Want to use AES 256 CBC with 32 bytes but it shows java.security.InvalidAlgorithmParameterException

Question

I am using AES 256 CBC. I have 32 bytes of IV. But when i run this it shows an exception as:

Exception in thread "main" java.lang.RuntimeException: java.security.InvalidAlgorithmParameterException: Wrong IV length: must be 16 bytes long
    at com.abc.aes265cbc.AESUtil.decrypt(AESUtil.java:50)
    at com.abc.aes265cbc.Security.main(Security.java:48)
Caused by: java.security.InvalidAlgorithmParameterException: Wrong IV length: must be 16 bytes long
    at com.sun.crypto.provider.CipherCore.init(CipherCore.java:430)
    at com.sun.crypto.provider.AESCipher.engineInit(AESCipher.java:217)
    at javax.crypto.Cipher.implInit(Cipher.java:790)
    at javax.crypto.Cipher.chooseProvider(Cipher.java:848)
    at javax.crypto.Cipher.init(Cipher.java:1347)
    at javax.crypto.Cipher.init(Cipher.java:1281)
    at com.abc.aes265cbc.AESUtil.decrypt(AESUtil.java:47)
    ... 1 more

I don't know how to solve this.
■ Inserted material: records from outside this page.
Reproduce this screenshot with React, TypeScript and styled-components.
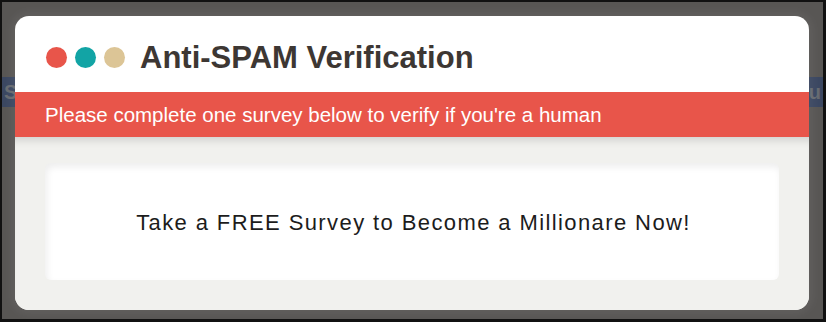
import React from "react";
import styled, { createGlobalStyle } from "styled-components";

const GlobalStyle = createGlobalStyle`
  html, body {
    margin: 0;
    padding: 0;
    background: #111;
  }
  * {
    box-sizing: border-box;
  }
`;

const dots = ["#e8554a", "#12a4a5", "#dcc596"];

const App: React.FC = () => {
  return (
    <>
      <GlobalStyle />
      <Frame>
        <BackStrip>
          <StripText>S</StripText>
          <StripText>u</StripText>
        </BackStrip>

        <Modal>
          <Header>
            <Dots>
              {dots.map((c) => (
                <Dot key={c} color={c} />
              ))}
            </Dots>
            <Title>Anti-SPAM Verification</Title>
          </Header>
          <Banner>Please complete one survey below to verify if you're a human</Banner>
          <Body>
            <SurveyCard>Take a FREE Survey to Become a Millionare Now!</SurveyCard>
          </Body>
        </Modal>
      </Frame>
    </>
  );
};

const Frame = styled.div`
  position: relative;
  width: 826px;
  height: 322px;
  overflow: hidden;
  background: #585654;
  border-style: solid;
  border-color: #111;
  border-width: 2px 3px 3px 2px;
  font-family: "Liberation Sans", Arial, sans-serif;
`;

const BackStrip = styled.div`
  margin-top: 75px;
  height: 30px;
  background: #3b4761;
  display: flex;
  justify-content: space-between;
  align-items: center;
  padding: 0 2px;
`;

const StripText = styled.span`
  color: #666a70;
  font-size: 20px;
  font-weight: bold;
`;

const Modal = styled.div`
  position: absolute;
  left: 13px;
  top: 14px;
  width: 794px;
  height: 294px;
  background: #fff;
  border-radius: 14px;
  overflow: hidden;
  display: flex;
  flex-direction: column;
  box-shadow: 0 0 10px 4px rgba(255, 255, 255, 0.06);
`;

const Header = styled.div`
  height: 76px;
  display: flex;
  align-items: center;
  padding: 6px 30px 0 31px;
`;

const Dots = styled.div`
  display: flex;
  gap: 8px;
  margin-right: 15px;
`;

const Dot = styled.span<{ color: string }>`
  width: 21px;
  height: 21px;
  border-radius: 50%;
  background: ${(p) => p.color};
`;

const Title = styled.h1`
  margin: 0;
  font-size: 31px;
  line-height: 31px;
  font-weight: bold;
  color: #3d3733;
`;

const Banner = styled.div`
  height: 45px;
  line-height: 45px;
  background: #e8554a;
  color: #fff;
  font-size: 20.5px;
  padding-left: 30px;
`;

const Body = styled.div`
  flex: 1;
  display: flex;
  background: #f1f1ee;
  box-shadow: inset 0 9px 8px -6px rgba(0, 0, 0, 0.14);
  padding: 26px 30px 30px;
`;

const SurveyCard = styled.div`
  flex: 1;
  display: flex;
  align-items: center;
  justify-content: center;
  background: #fff;
  border-radius: 6px;
  box-shadow: inset 2px 4px 7px rgba(0, 0, 0, 0.07);
  color: #1c1c1c;
  font-size: 22px;
  letter-spacing: 1.4px;
  padding: 2px 0 0 3px;
`;

export default App;
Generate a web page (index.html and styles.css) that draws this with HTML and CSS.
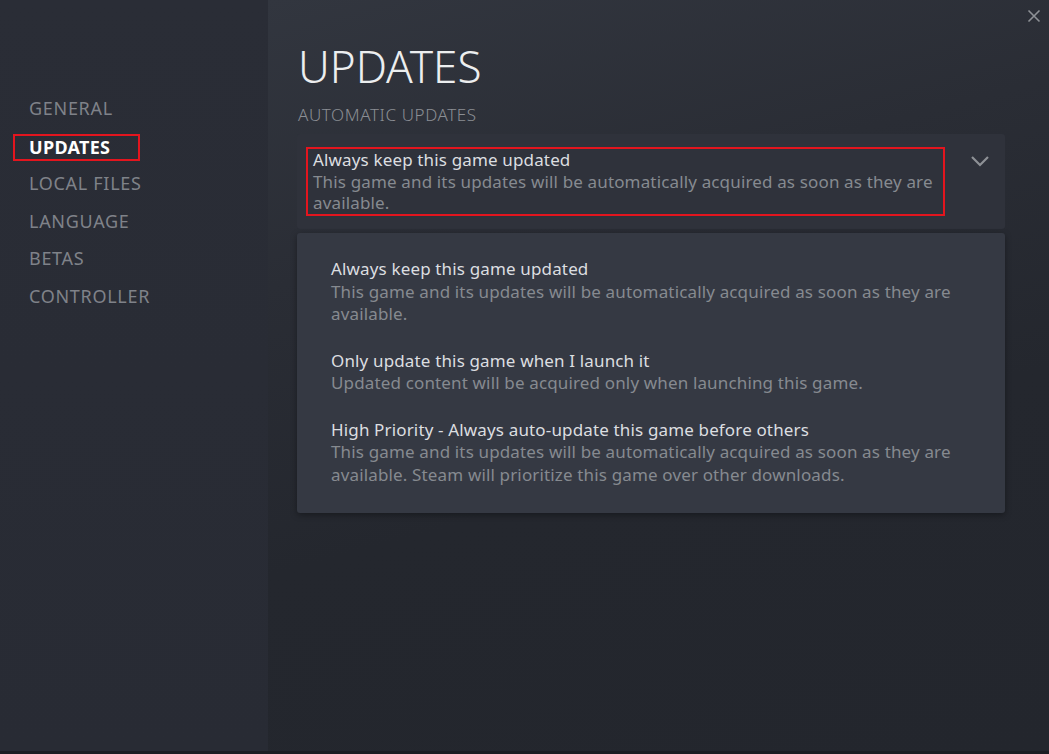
FILE: index.html
```html
<!DOCTYPE html>
<html lang="en">
<head>
<meta charset="utf-8">
<title>Updates</title>
<link rel="stylesheet" href="styles.css">
</head>
<body>
<div class="window">
  <nav class="sidebar">
    <div class="nav-item">GENERAL</div>
    <div class="nav-item active"><span class="nav-label">UPDATES</span></div>
    <div class="nav-item">LOCAL FILES</div>
    <div class="nav-item">LANGUAGE</div>
    <div class="nav-item">BETAS</div>
    <div class="nav-item">CONTROLLER</div>
  </nav>
  <main class="main">
    <button class="close" aria-label="Close">
      <svg width="14" height="14" viewBox="0 0 14 14"><path d="M1.5 1.5 L12.5 12.5 M12.5 1.5 L1.5 12.5" stroke="#8e9196" stroke-width="1.6" fill="none"/></svg>
    </button>
    <h1 class="title">UPDATES</h1>
    <div class="section-label">AUTOMATIC UPDATES</div>
    <div class="select">
      <div class="select-value">
        <div class="opt-title">Always keep this game updated</div>
        <div class="opt-desc">This game and its updates will be automatically acquired as soon as they are available.</div>
      </div>
      <svg class="chevron" width="20" height="12" viewBox="0 0 20 12"><path d="M2 2 L10 10 L18 2" stroke="#8e9196" stroke-width="2.2" fill="none"/></svg>
    </div>
    <div class="dropdown">
      <div class="option">
        <div class="opt-title">Always keep this game updated</div>
        <div class="opt-desc">This game and its updates will be automatically acquired as soon as they are available.</div>
      </div>
      <div class="option">
        <div class="opt-title">Only update this game when I launch it</div>
        <div class="opt-desc">Updated content will be acquired only when launching this game.</div>
      </div>
      <div class="option">
        <div class="opt-title">High Priority - Always auto-update this game before others</div>
        <div class="opt-desc">This game and its updates will be automatically acquired as soon as they are available. Steam will prioritize this game over other downloads.</div>
      </div>
    </div>
  </main>
</div>
<div class="bottom-strip"></div>
</body>
</html>
```

FILE: styles.css
```css
html, body {
  margin: 0;
  padding: 0;
  width: 1049px;
  height: 754px;
  overflow: hidden;
  background: #1c1e23;
  font-family: "Noto Sans", "Open Sans", sans-serif;
}

.window {
  display: flex;
  height: 751px;
}

.sidebar {
  width: 268px;
  flex-shrink: 0;
  background: linear-gradient(180deg, #2a2d36 0%, #282b34 100%);
  padding-top: 90px;
  box-sizing: border-box;
}

.nav-item {
  height: 37.6px;
  line-height: 37.6px;
  padding-left: 29px;
  font-size: 18px;
  letter-spacing: 0.7px;
  color: #7f8289;
}

.nav-item.active {
  color: #ffffff;
  font-weight: 700;
  letter-spacing: 0.3px;
}

.nav-label {
  display: inline-block;
  line-height: 23px;
  border: 2px solid #e3151e;
  padding: 0 28px 0 14px;
  margin-left: -16px;
  vertical-align: middle;
}

.main {
  flex: 1;
  position: relative;
  padding: 36px 0 0 29px;
  background: linear-gradient(165deg, #32363f 0%, #2a2d35 30%, #24272e 60%, #23262d 100%);
}

.close {
  position: absolute;
  top: 9px;
  right: 8px;
  background: none;
  border: 0;
  padding: 0;
  width: 14px;
  height: 14px;
}

.title {
  margin: 0;
  font-size: 44px;
  font-weight: 300;
  line-height: 60px;
  letter-spacing: 0;
  color: #eceeef;
  padding-left: 1px;
}

.section-label {
  margin-top: 7px;
  font-size: 17px;
  font-weight: 300;
  line-height: 24px;
  letter-spacing: 0.6px;
  color: #8b8e94;
  padding-left: 1px;
}

.select {
  margin-top: 7px;
  width: 708px;
  box-sizing: border-box;
  background: #2f323b;
  border-radius: 3px;
  padding: 13px 0 13px 9px;
  display: flex;
  align-items: flex-start;
}

.select-value {
  width: 639px;
  box-sizing: border-box;
  border: 2px solid #e3151e;
  padding: 0 5px;
}

.select .opt-title,
.select .opt-desc {
  line-height: 21.7px;
}

.chevron {
  margin: 8px 0 0 25px;
}

.opt-title {
  font-size: 17px;
  line-height: 22.5px;
  letter-spacing: 0.15px;
  color: #dcdee0;
}

.opt-desc {
  font-size: 17px;
  line-height: 22.5px;
  letter-spacing: 0.15px;
  color: #868a90;
}

.dropdown {
  margin-top: 4px;
  width: 708px;
  box-sizing: border-box;
  background: #353943;
  border-radius: 3px;
  padding: 25px 0 27px 34px;
  display: flex;
  flex-direction: column;
  gap: 24px;
  box-shadow: 0 2px 6px rgba(0, 0, 0, 0.35);
}

.option {
  width: 640px;
}

.bottom-strip {
  height: 3px;
  background: #1c1e23;
}
```
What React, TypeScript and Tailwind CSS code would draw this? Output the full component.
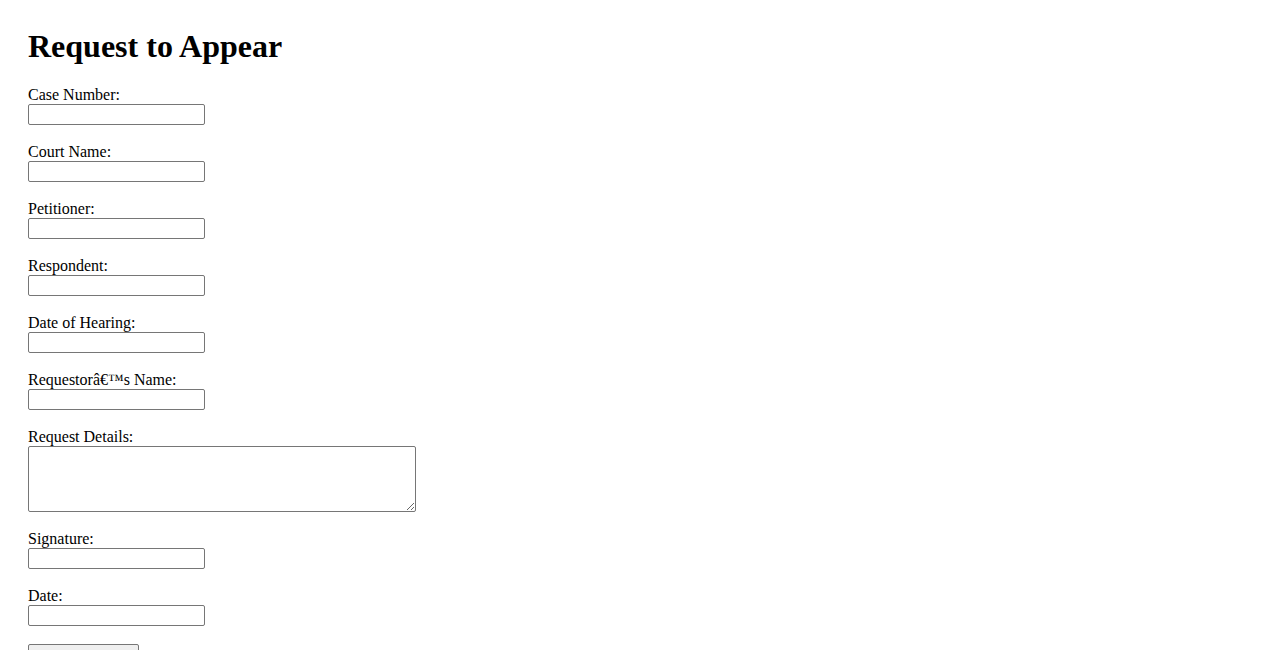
import React from "react";

const fields = [
  "Case Number:",
  "Court Name:",
  "Petitioner:",
  "Respondent:",
  "Date of Hearing:",
  "Requestorâ€™s Name:",
];

function TextField({ label }: { label: string }) {
  return (
    <div className="flex flex-col items-start">
      <label className="block text-[16px] leading-[18px]">{label}</label>
      <input
        type="text"
        className="w-[177px] h-[21px] border border-[#767676] rounded-[2px] bg-white px-[2px] text-[13.33px] font-['Liberation_Sans',Arial,sans-serif]"
      />
    </div>
  );
}

export default function App() {
  return (
    <div className="min-h-[650px] bg-white text-black p-7 font-['Liberation_Serif','Times_New_Roman',serif]">
      <h1 className="text-[32px] leading-[37px] font-bold mb-[21px]">Request to Appear</h1>
      <form className="flex flex-col gap-[18px] items-start">
        {fields.map((f) => (
          <TextField key={f} label={f} />
        ))}
        <div className="flex flex-col items-start">
          <label className="block text-[16px] leading-[18px]">Request Details:</label>
          <textarea className="w-[388px] h-[66px] border border-[#767676] rounded-[2px] bg-white px-[2px] text-[13.33px] font-['Liberation_Mono',monospace]" />
        </div>
        <TextField label="Signature:" />
        <TextField label="Date:" />
        <button
          type="submit"
          className="w-[111px] h-[21px] bg-[#efefef] border border-[#767676] rounded-[2px] px-[6px] text-[13.33px] text-black font-['Liberation_Sans',Arial,sans-serif]"
        >
          Submit Request
        </button>
      </form>
    </div>
  );
}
I searched but I am not getting how to solve this. I am trying security concepts for the first time. My code for the AES 256 CBC is:

 public static void setENCRYPTION_IV(String ENCRYPTION_IV) {
        AESUtil.ENCRYPTION_IV  =   ENCRYPTION_IV;
    }

    public static void setENCRYPTION_KEY(String ENCRYPTION_KEY) {
        AESUtil.ENCRYPTION_KEY  =   ENCRYPTION_KEY;
    }



    public static String encrypt(String src) {
        try {
            Cipher cipher = Cipher.getInstance("AES/CBC/PKCS5Padding");
            cipher.init(Cipher.ENCRYPT_MODE, makeKey(), makeIv());
            return Base64.encodeBytes(cipher.doFinal(src.getBytes()));
        } catch (Exception e) {
            throw new RuntimeException(e);
        }
    }

    public static String decrypt(String src) {
        String decrypted = "";
        try {
            Cipher cipher = Cipher.getInstance("AES/CBC/PKCS5Padding");
            cipher.init(Cipher.DECRYPT_MODE, makeKey(), makeIv());
            decrypted = new String(cipher.doFinal(Base64.decode(src)));
        } catch (Exception e) {
            throw new RuntimeException(e);
        }
        return decrypted;
    }

    static AlgorithmParameterSpec makeIv() {
        try {
            return new IvParameterSpec(ENCRYPTION_IV.getBytes("UTF-8"));
        } catch (UnsupportedEncodingException e) {
            e.printStackTrace();
        }
        return null;
    }

    static Key makeKey() {
        try {
            MessageDigest md = MessageDigest.getInstance("SHA-256");
            byte[] key = md.digest(ENCRYPTION_KEY.getBytes("UTF-8"));
            return new SecretKeySpec(key, "AES");
        } catch (NoSuchAlgorithmException e) {
            e.printStackTrace();
        } catch (UnsupportedEncodingException e) {
            e.printStackTrace();
        }

        return null;
    }

Can you help me that by changing what in this code i will be able to use 32 bytes of IV. Thanks in advance

Edit: My main function to which calls this functions:

 AESUtil.setENCRYPTION_KEY("96161d7958c29a943a6537901ff0e913efaad15bd5e7c566f047412179504ffb");

    AESUtil.setENCRYPTION_IV("d41361ed2399251f535e65f84a8f1c57");
    String decrypted = AESUtil.decrypt(new String(sw0SrUIKe0DmS7sRd9+XMgtYg+BUiAfiOsdMw/Lo2RA=));   // AES Decrypt

Answer 1

The AES algorithm has a 128-bit block size, regardless of whether you key length is 256, 192 or 128 bits.

When a symmetric cipher mode requires an IV, the length of the IV must be equal to the block size of the cipher. Hence, you must always use an IV of 128 bits (16 bytes) with AES.

There is no way to use a 32 byte IV with AES.